We know from his speeches what decisive values Hitler used to treat the
social conditions of all Germany in such a manner that every single one could
be proud of what the community creates. The great significance which the
Führer attached to the questions of living conditions was already expressed
in Mein Kampf.
He learned first-hand during his years in Vienna, of the misery of the living
conditions of the workers' families. He writes: "What I could not
foresee then, I learned in those days quickly and thoroughly: The question of
the nationalization of people is first a question of the creation of sound
social conditions as a fundament of the education of the individual."

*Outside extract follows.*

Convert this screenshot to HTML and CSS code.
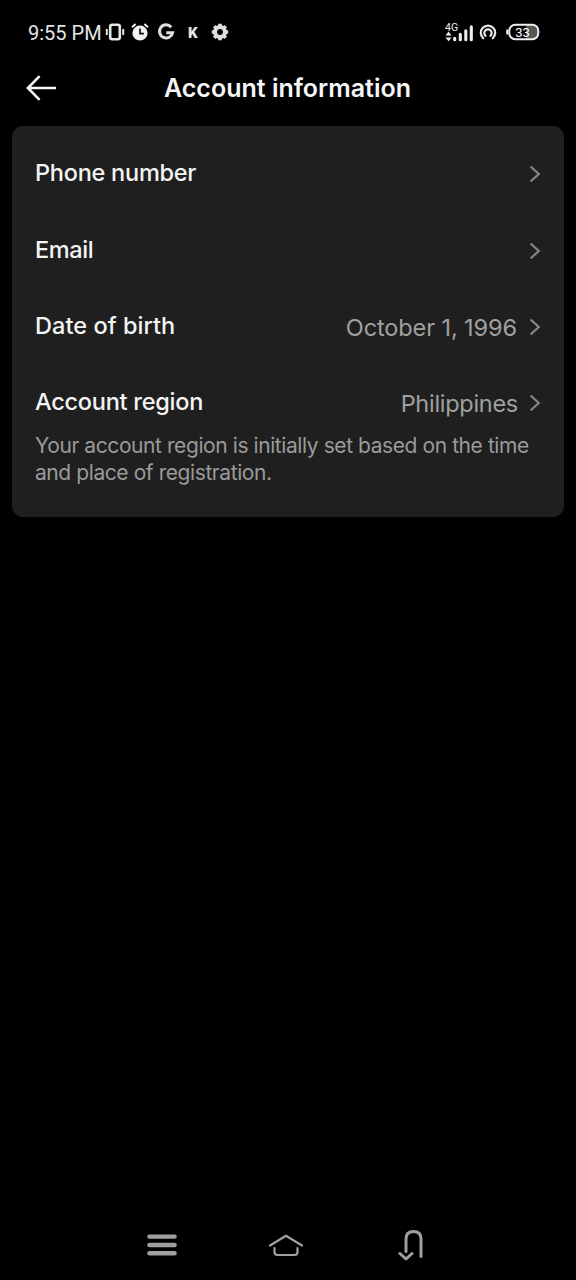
FILE: index.html
```html
<!DOCTYPE html>
<html lang="en">
<head>
<meta charset="utf-8">
<title>Account information</title>
<link rel="stylesheet" href="styles.css">
</head>
<body>
<div class="screen">
  <div class="status">
    <span class="time">9:55 PM</span>
    <svg class="vibrate" width="20" height="18" viewBox="0 0 20 18" fill="none" stroke="#e6e6e6" stroke-width="2"><rect x="5.2" y="1.8" width="9.6" height="14.4" rx="2" stroke-width="2.6"/><path d="M1.8 6v6M18.2 6v6" stroke-width="2"/></svg>
    <svg class="alarm" width="18" height="18" viewBox="0 0 18 18"><circle cx="9" cy="10" r="7.6" fill="#f2f2f2"/><path d="M1 4.2 4.6 1M17 4.2 13.4 1" stroke="#f2f2f2" stroke-width="2"/><path d="M9 5.6v5h3.8" fill="none" stroke="#000" stroke-width="1.6"/></svg>
    <svg class="google" width="18" height="18" viewBox="0 0 18 18" fill="none" stroke="#e0e0e0" stroke-width="3"><path d="M14.2 4.2A6.6 6.6 0 1 0 15.6 9.7H9.3"/></svg>
    <span class="kmark">K</span>
    <svg class="gear" width="18" height="18" viewBox="0 0 18 18" fill="none" stroke="#e0e0e0"><circle cx="9" cy="9" r="4.9" stroke-width="4"/><path d="M9 .8v3M9 14.2v3M.8 9h3M14.2 9h3M3.2 3.2l2.1 2.1M12.7 12.7l2.1 2.1M3.2 14.8l2.1-2.1M12.7 5.3l2.1-2.1" stroke-width="3.6"/></svg>
    <svg class="signal" width="30" height="22" viewBox="0 0 30 22"><text class="net" x="0" y="9.6">4G</text><path d="m3.5 10.6 3 3.8H.5zM3.5 20.2l3-3.8H.5z" fill="#eee"/><path d="M9.7 18.7v-1.5M15.3 18.7v-5.5M20.8 18.7v-9M26.3 18.7v-13" stroke="#eee" stroke-width="3.1" stroke-linecap="round"/></svg>
    <svg class="hotspot" width="18" height="18" viewBox="0 0 18 18" fill="none" stroke="#e8e8e8" stroke-width="2.2" stroke-linecap="round"><path d="M4.2 15.2a7.2 7.2 0 1 1 9.6 0"/><path d="M6.6 12.8a3.7 3.7 0 1 1 4.8 0"/></svg>
    <svg class="battery" width="34" height="18" viewBox="0 0 34 18"><path d="M20 2h7a5 5 0 0 1 5 5v4a5 5 0 0 1-5 5h-7z" fill="#555"/><rect x="3.3" y="1.7" width="29" height="14.6" rx="6" fill="none" stroke="#eee" stroke-width="2"/><path d="M1.2 6.5v5" stroke="#eee" stroke-width="2"/><text class="pct" x="16.5" y="13.6">33</text></svg>
  </div>

  <div class="header">
    <svg class="back" width="32" height="28" viewBox="0 0 32 28" fill="none" stroke="#f6f6f6" stroke-width="2.6"><path d="M14.6 2.2 2.9 14l11.7 11.8M3 14h28"/></svg>
    <div class="title">Account information</div>
  </div>

  <div class="card">
    <div class="row"><span class="label phone">Phone number</span><svg class="chev" width="12" height="18" viewBox="0 0 12 18"><path d="m1.6 1.5 8.2 7.5-8.2 7.5"/></svg></div>
    <div class="row"><span class="label email">Email</span><svg class="chev" width="12" height="18" viewBox="0 0 12 18"><path d="m1.6 1.5 8.2 7.5-8.2 7.5"/></svg></div>
    <div class="row"><span class="label birth">Date of birth</span><span class="value date">October 1, 1996</span><svg class="chev" width="12" height="18" viewBox="0 0 12 18"><path d="m1.6 1.5 8.2 7.5-8.2 7.5"/></svg></div>
    <div class="row"><span class="label region">Account region</span><span class="value country">Philippines</span><svg class="chev" width="12" height="18" viewBox="0 0 12 18"><path d="m1.6 1.5 8.2 7.5-8.2 7.5"/></svg></div>
    <div class="note">Your account region is initially set based on the time<br>and place of registration.</div>
  </div>

  <div class="nav">
    <svg class="menu" width="30" height="22" viewBox="0 0 30 22" stroke="#a0a0a0" stroke-width="4.4" stroke-linecap="round"><path d="M2.4 2.6h25.2M2.4 11h25.2M2.4 19.2h25.2"/></svg>
    <svg class="home" width="36" height="24" viewBox="0 0 36 24" fill="none" stroke="#a0a0a0" stroke-width="2.2" stroke-linecap="round" stroke-linejoin="round"><path d="M2 12.5 18 2.8l16 9.7M6.5 15v4q0 3 3 3h17q3 0 3-3v-4"/></svg>
    <svg class="return" width="28" height="32" viewBox="0 0 28 32" fill="none" stroke="#a0a0a0" stroke-width="3" stroke-linecap="round" stroke-linejoin="round"><path d="M8 22.5V10q0-7.5 7.5-7.5T23 10v17.5M1.9 24.5 8 30l6-5.5"/></svg>
  </div>
</div>
</body>
</html>
```
FILE: styles.css
```css
* { box-sizing: border-box; }
body { margin: 0; background: #000; font-family: Inter, "Liberation Sans", sans-serif; }
svg { display: block; flex: none; }
.screen { width: 576px; height: 1280px; display: flex; flex-direction: column; background: #000; }

.status { height: 64px; padding: 0 36px 0 28px; display: flex; align-items: center; color: #e6e6e6; }
.time { width: 77px; font: 400 20px/24px Roboto, sans-serif; white-space: nowrap; padding-top: 2px; }
.alarm { margin-left: 6px; }
.google { margin-left: 8px; }
.kmark { width: 12px; margin-left: 13px; font: 900 15px/18px Roboto, sans-serif; padding-top: 1px; }
.gear { margin-left: 11px; }
.signal { margin-left: auto; }
.net { font: 400 10.5px Roboto, sans-serif; fill: #eee; }
.hotspot { margin-left: 4px; }
.battery { margin-left: 9px; }
.pct { font: 400 13px Roboto, sans-serif; fill: #fff; text-anchor: middle; }

.header { height: 62px; padding: 10px 0 0 25px; display: flex; align-items: flex-start; }
.title { flex: 1; margin-left: 107px; font-size: 25px; font-weight: 600; line-height: 28px; color: #f6f6f6; white-space: nowrap; }

.card { height: 391px; margin: 0 12px; padding: 10px 23px 0 23px; border-radius: 11px; background: #1f1f1f; }
.row { height: 76.4px; display: flex; align-items: center; }
.label { font-size: 23.5px; font-weight: 500; line-height: 30px; color: #f4f4f4; white-space: nowrap; padding-bottom: 2px; margin-right: auto; }
.phone { letter-spacing: -0.25px; }
.email { letter-spacing: -0.4px; }
.birth { letter-spacing: 0.05px; }
.region { letter-spacing: -0.25px; }
.value { font-size: 23.5px; line-height: 30px; color: #a0a0a0; white-space: nowrap; padding-top: 2px; margin-right: 11px; }
.date { letter-spacing: -0.1px; margin-right: 12px; }
.country { letter-spacing: -0.28px; }
.chev path { fill: none; stroke: #868686; stroke-width: 2.2; }
.note { margin-top: -10px; font-size: 21px; line-height: 27px; letter-spacing: -0.42px; color: #9a9a9a; white-space: nowrap; }

.nav { margin-top: auto; height: 70px; padding: 0 150px 0 147px; display: flex; align-items: center; justify-content: space-between; }
.home { margin-right: 4px; }
```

The official statistics give the following figures of newly completed and
reconstructed apartments for the entire Reich.
1932 159,121
1933 202,113
1934 319,439
These figures express better than words how the creation of apartment blocks
was increased under the Führer's government. This increase shall carry on and
will be increased in the future when "the greatest construction
projects, the completion of which is urgent for us and cannot therefore be
postponed, shall be finished."
Then shall monumental edifices of National Socialism rise like the domes of
the middle ages, towering over the gables of the houses of private citizens,
above healthy worker apartments and above the clean factories of our large
cities.
The given tasks are unperceivably large, but the Führer gave us all the
courage required when be said the following during a cultural meeting at the
Reich Party day:
"The people will grow to accommodate higher tasks, and we have no right
to doubt that when the Almighty gives us the courage to demand the immortal,
he shall give our people the strength to fulfill the immortal."